Rummel v. Estelle, 445 U.S. 263 (1980). “[18] See Wash. Rev. Code § 9.92.090 (1976); W. Va.”
State v. Manussier, 129 Wash. 2d 652 (Wash. 1996). “Lee rejected a similar challenge to the former habitual criminal statute (RCW 9.92.090), which imposed a life sentence for a defendant’s third felony conviction.”
State v. Rowe, 609 P.2d 1348 (Wash. 1980). “Thereafter, the King County Prosecuting Attorney filed a supplemental information, pursuant to RCW 9.92.090, alleging he was a habitual criminal.”
State v. Thorne, 921 P.2d 514 (Wash. 1996). “Unlike the habitual criminals statute, which could apply to a relatively minor crime like petit larceny as well as to serious felonies, RCW 9.92.090, application of the Persistent Offender Accountability Act is limited to persons convicted on three occasions of serious crimes.”

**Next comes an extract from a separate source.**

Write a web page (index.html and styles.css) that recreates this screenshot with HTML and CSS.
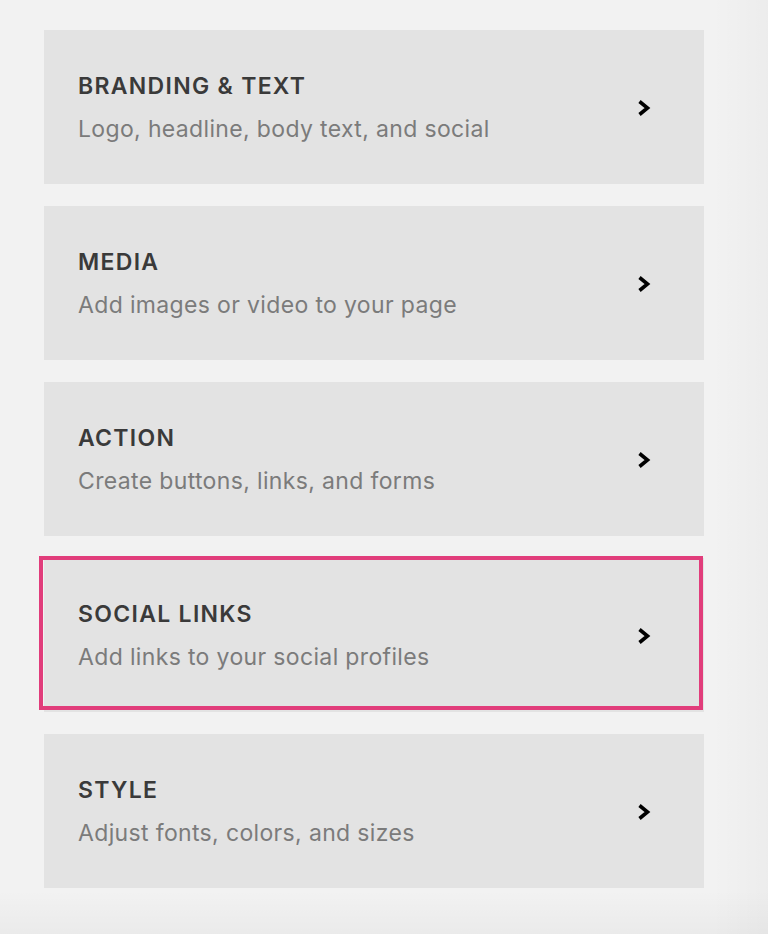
FILE: index.html
```html
<!DOCTYPE html>
<html>
<head>
<meta charset="utf-8">
<link rel="stylesheet" href="styles.css">
</head>
<body>
<div class="page">
  <ul class="menu">
    <li class="card">
      <div class="text">
        <div class="title">BRANDING &amp; TEXT</div>
        <div class="desc">Logo, headline, body text, and social</div>
      </div>
      <svg class="chev" viewBox="0 0 14 18" width="14" height="18"><polyline points="2.5,2.5 10.5,9 2.5,15.5" fill="none" stroke="#000" stroke-width="3.6"/></svg>
    </li>
    <li class="card">
      <div class="text">
        <div class="title">MEDIA</div>
        <div class="desc">Add images or video to your page</div>
      </div>
      <svg class="chev" viewBox="0 0 14 18" width="14" height="18"><polyline points="2.5,2.5 10.5,9 2.5,15.5" fill="none" stroke="#000" stroke-width="3.6"/></svg>
    </li>
    <li class="card">
      <div class="text">
        <div class="title">ACTION</div>
        <div class="desc">Create buttons, links, and forms</div>
      </div>
      <svg class="chev" viewBox="0 0 14 18" width="14" height="18"><polyline points="2.5,2.5 10.5,9 2.5,15.5" fill="none" stroke="#000" stroke-width="3.6"/></svg>
    </li>
    <li class="card card-selected">
      <div class="text">
        <div class="title">SOCIAL LINKS</div>
        <div class="desc">Add links to your social profiles</div>
      </div>
      <svg class="chev" viewBox="0 0 14 18" width="14" height="18"><polyline points="2.5,2.5 10.5,9 2.5,15.5" fill="none" stroke="#000" stroke-width="3.6"/></svg>
    </li>
    <li class="card">
      <div class="text">
        <div class="title">STYLE</div>
        <div class="desc">Adjust fonts, colors, and sizes</div>
      </div>
      <svg class="chev" viewBox="0 0 14 18" width="14" height="18"><polyline points="2.5,2.5 10.5,9 2.5,15.5" fill="none" stroke="#000" stroke-width="3.6"/></svg>
    </li>
  </ul>
</div>
</body>
</html>
```
FILE: styles.css
```css
html, body {
  margin: 0;
  padding: 0;
}
body {
  width: 768px;
  height: 934px;
  overflow: hidden;
  background: #f2f2f2;
  font-family: Inter, "Liberation Sans", Arial, sans-serif;
}
.page {
  height: 934px;
  box-sizing: border-box;
  padding: 30px 0 0 44px;
  background:
    linear-gradient(to right, rgba(0,0,0,0) 712px, rgba(0,0,0,0.025) 768px),
    linear-gradient(to bottom, rgba(0,0,0,0) 890px, rgba(0,0,0,0.03) 934px),
    #f2f2f2;
}
.menu {
  list-style: none;
  margin: 0;
  padding: 0;
  width: 660px;
  display: flex;
  flex-direction: column;
  gap: 22px;
}
.card {
  position: relative;
  height: 154px;
  background: #e3e3e3;
  display: flex;
  align-items: center;
  justify-content: space-between;
  padding: 0 53px 0 34px;
  box-sizing: border-box;
}
.text {
  display: flex;
  flex-direction: column;
  gap: 17px;
}
.title {
  font-size: 23px;
  line-height: 26px;
  font-weight: 600;
  letter-spacing: 1.3px;
  color: #3a3a3a;
}
.desc {
  font-size: 23px;
  line-height: 26px;
  letter-spacing: 0.35px;
  color: #7b7b7b;
}
.chev {
  display: block;
  margin-top: 1px;
}
.card-selected::after {
  content: "";
  position: absolute;
  left: -5px;
  top: -2px;
  width: 664px;
  height: 154px;
  box-sizing: border-box;
  border: 4px solid #e13d7b;
  pointer-events: none;
}
```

State v. Carlyle, 576 P.2d 408 (Wash. Ct. App. 1978). “After extended argument, the trial court found that the 1973 conviction for escape did not constitute a prior conviction within the scope of the second paragraph of RCW 9.92.090. [1] The court then found the defendant to be a habitual criminal within the scope of the first…”
State v. Gibson, 553 P.2d 131 (Wash. Ct. App. 1976). “Believing he had no discretion to suspend sentence, the trial judge imposed a life sentence as provided by RCW 9.92.090. We affirm the judgment of conviction for taking the motor vehicle as well as the habitual criminal conviction.”
State v. Smith, 707 P.2d 1306 (Wash. 1985). “When it was reported to the police that the defendant had received a large number of visitors and telephone calls, they set up surveillance of the defendant's room.”
State v. Barton, 609 P.2d 1353 (Wash. 1980). “On or about May 16, 1977, defendant was arraigned on charges of possessing stolen property in the first degree, count 1; taking a motor vehicle without permission, count 2; *303 and possessing stolen property in the second degree, counts 3 and 4.”